Stuart Carkener, II was born on June 24, 1897 in Colorado to George S. and Nell Evans Carkener. He was educated in the grade schools and Country Day School, Kansas City, and Princeton University, Class of 1919. In May, 1917, he sailed for France in the American Field Service where he served for six months in the camion branch, driving in one of the trains of trucks that delivered shells from the railroads to the batteries before and during the great battle of the Chemin des Dames.
In December, 1917, he returned to the United States and made plans to enter service in our Army. It was his determination to return to France immediately, and he declined to make any effort to enter officers' training camps in this country, for which, by his education and experience, he was well fitted. After looking the situation over he enlisted in the 76th Field Artillery, being advised that this regiment was to be among the next to sail.

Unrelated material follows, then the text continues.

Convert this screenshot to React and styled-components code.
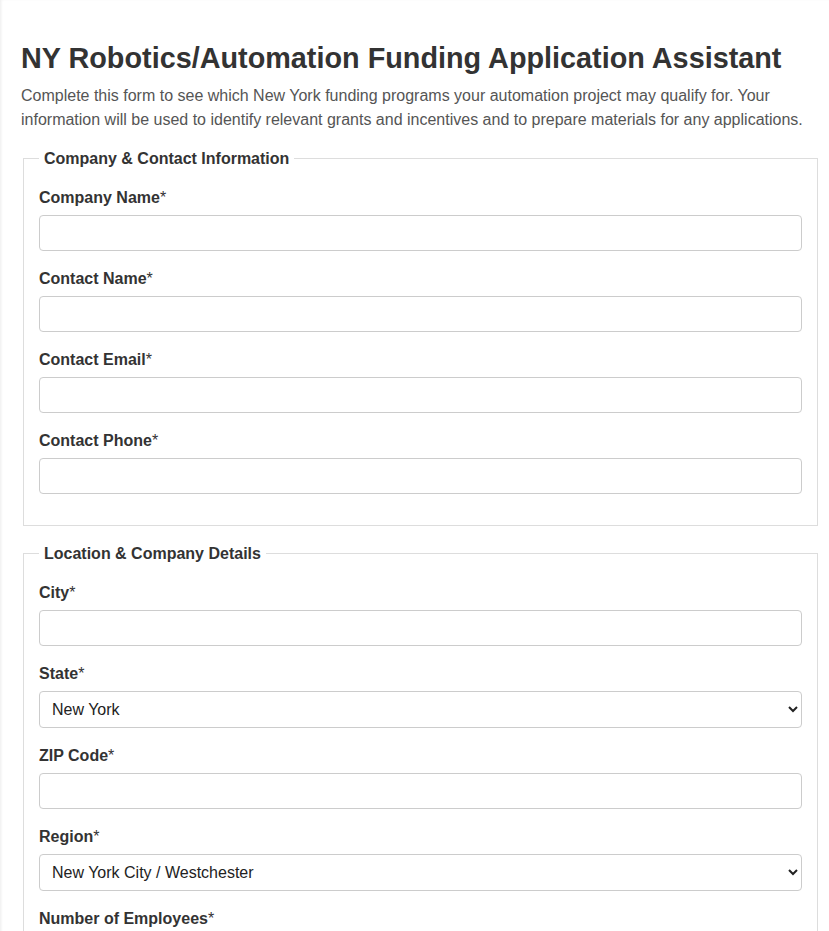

In April, 1918, he embarked for France a second time. After three weeks of training, his regiment, on the night of July 14th, found itself in a little village not far from Château-Thierry with the German barrage roaring and crackling about their heads. The casualties were great that night owing to the lack of shelter, and Corporal Carkener, for he had received his promotion during the period of training, was obliged to work "as stretcher bearer, trench and grave digger" for twenty hours, during eight of which he wore a gas mask. Then came the Allied advances, of which he wrote, "They mean all sorts of work for us, but as long as they are in the right direction you can bet we don't mind the extra hardship," and at that point we must piece on the story of that heroic sacrifice in the cornfield.
CPL Carkener was Killed in Action on July 30, 1918 by a shell near Ronchères, northeast of Château-Thierry, France. He is now buried in the Forest Hill Cemetery, Kansas City, Jackson County, Missouri, USA.